Hombung ada yang diberi hiasan ukiran gorga dan pahatan singa-singa ataupun gambar lainnya dan ada juga yang tidak diukir sama sekali.  Pada umumnya suku Batak membuat hiasan gorga dan ukiran tergantung pada tingkat ekonomi seseorang. Semakin tinggi status ekonomi dan status pengakuan seseorang di masyarakat dapat dilihat pada jumlah dan kerumitan gorga yang digunakan di setiap barang yang dimilikinya.  Hombung yang memiliki ukiran banyak dan rumit menunjukkan bahwa si pemilik memiliki banyak harta karena mampu membayar  pemahat untuk mengerjakannya. 
Pada masa sekarang, hombung sudah jarang ditemukan dan jarang digunakan sebagai penyimpanan harta. Hombung sudah digantikan menjadi brankas besi atau uang sudah disimpan di Bank. Namun dalam adat Batak sebutan “mangungkap Hombung” masih tetap lestari namun yang dibuka bukan lagi Hombung yang sebenarnya. Apabila orang tua yang  meninggal, dimana anaknya sudah menikah semua,  pihak-pihak keluarga berkumpul untuk membicarakan buka hombung dan harta dibagi secara simbolik dan harta yang dibagipun sudah  berupa uang saja tanpa perlu membeberkan utang maupun harta dari yang meninggal. Besaran pembagiannya juga sudah disepakati bersama sesuai kemampuan ekonomi keturunan dari orang yang meninggal.

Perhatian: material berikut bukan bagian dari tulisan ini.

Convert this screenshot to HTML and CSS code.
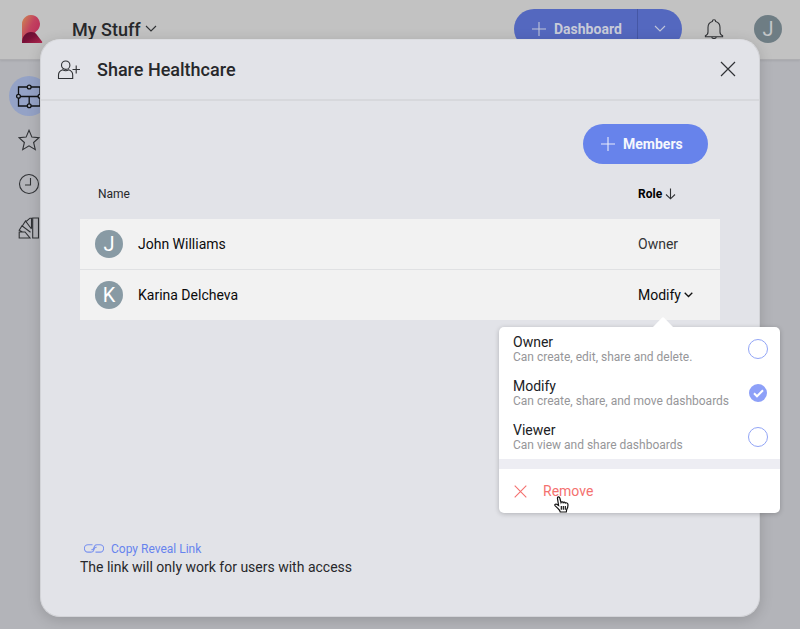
FILE: index.html
```html
<!DOCTYPE html>
<html lang="en">
<head>
<meta charset="utf-8">
<title>Share Healthcare</title>
<link rel="stylesheet" href="styles.css">
</head>
<body>
<header class="topbar">
  <svg class="logo" width="21" height="29" viewBox="0 0 21 29">
    <defs>
      <linearGradient id="lg1" x1="0" y1="0" x2="1" y2=".8"><stop offset="0" stop-color="#cf8a52"/><stop offset=".5" stop-color="#c2425f"/><stop offset="1" stop-color="#b92858"/></linearGradient>
      <linearGradient id="lg2" x1="0" y1="0" x2="1" y2="1"><stop offset="0" stop-color="#5c0e30"/><stop offset=".5" stop-color="#7a1038"/><stop offset="1" stop-color="#b02a50"/></linearGradient>
    </defs>
    <path d="M0 28V9a9 9 0 1 1 14 7.500L8 24Z" fill="url(#lg1)"/>
    <path d="M0 28c0-7 4-11 9-11 3 0 5 1 6 3l5 6.500c.6.900.2 1.500-.8 1.500Z" fill="url(#lg2)"/>
  </svg>
  <div class="workspace">My Stuff</div>
  <svg class="chev-lg" width="12" height="8" viewBox="0 0 12 8"><path d="M1 1l5 5 5-5"/></svg>
  <div class="new-dash">
    <svg width="14" height="14" viewBox="0 0 14 14"><path d="M7 0v14M0 7h14"/></svg>
    <span class="dash-label">Dashboard</span>
    <span class="dash-more"><svg width="12" height="8" viewBox="0 0 12 8"><path d="M1 1l5 5 5-5"/></svg></span>
  </div>
  <svg class="bell" width="20" height="21" viewBox="0 0 20 21"><path d="M8.300 2.500a1.700 1.700 0 0 1 3.400 0c2.800.8 4.300 3 4.300 6v4.500c0 2 .8 3 2.600 3.700v1H1.400v-1C3.200 16 4 15 4 13V8.500c0-3 1.500-5.200 4.300-6ZM7.500 17.700c.5 2.600 4.500 2.600 5 0"/></svg>
  <div class="avatar dim">J</div>
</header>
<nav class="sidebar">
  <div class="nav-item active"><svg width="26" height="26" viewBox="0 0 26 26"><path d="M2.500 4h21.500v19H2.500zM2.500 13.500H24M13.200 13.500V23"/><g class="knob"><circle cx="13.200" cy="4" r="1.900"/><circle cx="2.500" cy="13.200" r="1.900"/><circle cx="24" cy="13.200" r="1.900"/><circle cx="13.200" cy="22.700" r="1.900"/></g></svg></div>
  <div class="nav-item"><svg width="22" height="22" viewBox="0 0 22 22"><path d="M11 1.300l2.900 6.800 7.100.6-5.400 4.800 1.700 7.100-6.300-3.800-6.300 3.800 1.700-7.100L1 8.700l7.100-.6Z"/></svg></div>
  <div class="nav-item"><svg width="22" height="22" viewBox="0 0 22 22"><circle cx="11" cy="11" r="9.500"/><path d="M12.500 5v7H7"/></svg></div>
  <div class="nav-item"><svg width="22" height="22" viewBox="0 0 22 22"><path d="M14.700 1h5.800v20h-5.800zM1.200 15H7l5 6H1.200zM4.500 15L1.200 13.300 4 8.700l8.500 6.500M4.300 9L7.500 4l6 8M7.500 5l4.500-3.800h1.500v10"/></svg></div>
</nav>

<main class="dialog">
  <div class="dialog-head">
    <svg class="person" width="24" height="20" viewBox="0 0 24 20"><circle cx="8.700" cy="5.200" r="4.200"/><path d="M1.500 18.500V15c0-2.500 1.600-4.300 4.200-5.200 1.800 1.200 4.200 1.200 6 0 2.600.9 4 2.700 4 5.200v3.500ZM19.200 5.500v8M15.500 9.500H23"/></svg>
    <h1>Share Healthcare</h1>
    <svg class="close" width="16" height="16" viewBox="0 0 16 16"><path d="M1 1l14 14M15 1L1 15"/></svg>
  </div>
  <div class="dialog-body">
    <button class="members"><svg width="14" height="14" viewBox="0 0 14 14"><path d="M7 0v14M0 7h14"/></svg><span>Members</span></button>
    <div class="table-head">
      <span class="col-name">Name</span>
      <span class="col-role">Role</span>
      <svg width="11" height="12" viewBox="0 0 11 12"><path d="M5.500.5v10M1 6.500l4.500 4.300L10 6.500"/></svg>
    </div>
    <div class="row"><div class="avatar">J</div><span class="member">John Williams</span><span class="role-text">Owner</span></div>
    <div class="row"><div class="avatar">K</div><span class="member">Karina Delcheva</span><span class="role-pick">Modify</span><svg class="role-chev" width="9" height="6" viewBox="0 0 9 6"><path d="M.7.800l3.800 3.700L8.300.800"/></svg></div>
    <div class="link-area">
      <div class="copy"><svg width="20" height="9" viewBox="0 0 20 9"><path d="M7.300 5.800h1C9.500 5.800 10 3 10.800 1.800 11.300 1 12 .8 13 .8h3a3.600 3.600 0 0 1 0 7.300h-4.500M12.700 3.200h-1C10.500 3.200 10 6 9.200 7.200 8.700 8 8 8.100 7 8.100H4A3.600 3.600 0 0 1 4 .8h4.500"/></svg><span>Copy Reveal Link</span></div>
      <p>The link will only work for users with access</p>
    </div>
  </div>
</main>

<div class="menu">
  <svg class="menu-tip" width="20" height="10" viewBox="0 0 20 10"><path d="M0 10L8.700 1q1.300-1.300 2.600 0L20 10Z"/></svg>
  <div class="option"><div class="opt-text"><div class="opt-title">Owner</div><div class="opt-desc">Can create, edit, share and delete.</div></div><span class="radio"></span></div>
  <div class="option"><div class="opt-text"><div class="opt-title">Modify</div><div class="opt-desc">Can create, share, and move dashboards</div></div><span class="radio on"><svg width="11" height="9" viewBox="0 0 11 9"><path d="M1 4.300l3 3L10 1.300"/></svg></span></div>
  <div class="option"><div class="opt-text"><div class="opt-title">Viewer</div><div class="opt-desc">Can view and share dashboards</div></div><span class="radio"></span></div>
  <div class="divider"></div>
  <div class="remove"><svg width="13" height="13" viewBox="0 0 13 13"><path d="M.7.700l11.600 11.600M12.300.700L.7 12.300"/></svg><span>Remove</span></div>
  <svg class="cursor" width="15" height="17" viewBox="0 0 15 17"><path d="M4.600 9.500L3.500 2.600C3.200.6 5.300.2 5.800 2L7 6.500c.4-1 1.900-.9 2.200.1.500-.7 1.800-.5 2.100.4 1-.6 2.400 0 2.600 1.200.3 2.400-.1 3.700-1.200 5.300L12.300 16H6.200l-.6-1.600C4.300 12.500 2.800 11.200 1.200 9.900.2 8.900 1.400 7.500 2.700 8.300Z"/><path d="M7.300 10v3.700M9.300 10v3.700M11.300 10v3.700"/></svg>
</div>
</body>
</html>
```

FILE: styles.css
```css
* { box-sizing: border-box; }
body {
  margin: 0;
  width: 800px;
  height: 629px;
  overflow: hidden;
  position: relative;
  background: #b3b4b9;
  font-family: Roboto, "Liberation Sans", sans-serif;
  color: #27282b;
}
svg { display: block; flex: none; fill: none; stroke: #303235; stroke-width: 1.1; }
span, .workspace, h1, p, .opt-title, .opt-desc { white-space: nowrap; }

.topbar {
  height: 60px;
  display: flex;
  align-items: flex-start;
  background: #c2c2c2;
  border-bottom: 1px solid #adadb0;
  box-shadow: 0 1px 2px rgba(0, 0, 0, .08);
}
.logo { margin: 15px 0 0 22px; stroke: none; }
.workspace { margin: 18px 0 0 29px; width: 69px; font-size: 18px; line-height: 24px; font-weight: 500; }
.chev-lg { margin: 25px 0 0 4px; }
.new-dash {
  display: flex;
  align-items: center;
  width: 168px;
  height: 40px;
  margin: 9px 0 0 357px;
  padding-left: 18px;
  border-radius: 20px;
  background: #5468bf;
  color: #c8cbd8;
}
.new-dash svg { stroke: #c0c5da; }
.dash-label { margin-left: 8px; width: 83px; font-size: 14px; font-weight: 700; }
.dash-more { display: flex; align-items: center; height: 40px; width: 45px; padding-left: 16px; border-left: 1px solid #4557a5; }
.bell { margin: 19px 0 0 22px; }
.avatar {
  width: 28px;
  height: 28px;
  flex: none;
  border-radius: 50%;
  background: #889aa4;
  color: #fff;
  font-size: 20px;
  line-height: 28px;
  text-align: center;
}
.topbar .avatar { margin: 15px 0 0 30px; }
.dim { background: #6e7d84; color: #c3c6c8; }

.sidebar { display: flex; flex-direction: column; width: 58px; padding: 16px 0 0 9px; gap: 4px; }
.nav-item { width: 40px; height: 40px; border-radius: 50%; display: flex; align-items: center; justify-content: center; }
.active { background: #94a2c6; }
.active svg { stroke: #111316; stroke-width: 1.3; }
.knob { fill: #a1a9be; }

.dialog {
  position: absolute;
  left: 40px;
  top: 39px;
  width: 720px;
  height: 578px;
  border-radius: 20px;
  border: 1px solid #d3d4d8;
  border-top-color: #dcdde1;
  background: #e2e3e8;
  box-shadow: 0 3px 14px rgba(0, 0, 0, .16);
}
.dialog-head { display: flex; align-items: flex-start; height: 61px; border-bottom: 2px solid #d7d8dc; }
.person { margin: 20px 0 0 16px; }
h1 { margin: 18px 0 0 16px; width: 139px; font-size: 18px; line-height: 24px; font-weight: 500; }
.close { margin: 21px 0 0 484px; stroke-width: 1.2; }
.dialog-body { display: flex; flex-direction: column; padding: 23px 39px 0; }
.members {
  display: flex;
  align-items: center;
  align-self: flex-end;
  width: 125px;
  height: 40px;
  margin-right: 12px;
  padding: 0 0 0 18px;
  gap: 8px;
  border: 0;
  border-radius: 20px;
  background: #6783eb;
  color: #f6f7fd;
  font: 700 14px Roboto, sans-serif;
}
.members svg { stroke: #e9ecfb; }
.table-head { display: flex; align-items: center; height: 55px; padding: 5px 0 0 18px; font-size: 12px; }
.col-name { width: 540px; }
.col-role { width: 27px; font-weight: 700; color: #000; }
.row { display: flex; align-items: center; height: 50px; padding-left: 15px; background: #f2f2f2; font-size: 14px; color: #0b0b0c; }
.row + .row { height: 51px; border-top: 1px solid #e0e1e3; }
.member { margin-left: 15px; width: 500px; }
.role-text { color: #333436; }
.role-pick { width: 43px; }
.role-chev { margin-left: 3px; stroke: #111; stroke-width: 1.3; }
.link-area { margin-top: 220px; }
.copy { display: flex; align-items: center; height: 17px; padding-left: 4px; gap: 7px; font-size: 12px; color: #6783ee; }
.copy svg { stroke: #7a92ee; }
p { margin: 1px 0 0; font-size: 14px; line-height: 19px; }

.menu {
  position: absolute;
  left: 499px;
  top: 327px;
  width: 281px;
  height: 186px;
  border-radius: 5px;
  background: #fff;
  box-shadow: 0 1px 5px rgba(0, 0, 0, .22);
}
.menu-tip { position: absolute; left: 154px; top: -10px; stroke: none; fill: #fff; }
.option { display: flex; align-items: center; justify-content: space-between; height: 44px; padding: 0 12px 0 14px; }
.opt-text { padding-top: 2px; }
.opt-title { font-size: 14px; line-height: 15px; color: #202124; }
.opt-desc { font-size: 12px; line-height: 15px; color: #969699; }
.radio { width: 20px; height: 20px; border: 1.500px solid #92a5f6; border-radius: 50%; display: flex; align-items: center; justify-content: center; }
.on { width: 18px; height: 18px; border: 0; margin-right: 1px; background: #8da0f8; }
.on svg { stroke: #fff; stroke-width: 2; }
.divider { height: 10px; background: #ededf3; }
.remove { display: flex; align-items: center; gap: 16px; height: 44px; padding-left: 15px; font-size: 14px; color: #f4716f; }
.remove svg { stroke: #f4716f; }
.cursor { position: absolute; left: 55px; top: 169px; fill: #fff; stroke: #111; stroke-width: 1.2; }
```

Selain untuk menjaga tidak terjadi persengketaan maka salah satu alasan yang dapat diterima  bahwa harta orang si meninggal sudah habis digunakan menyekolahkan anak-anaknya. Hal ini dapat diterima, karena pada kenyataannya suku Batak jaman sekarang sudah mengutamakan pendidikan anak-anak dibanding dengan mengumpulkan  harta di dalam hombung.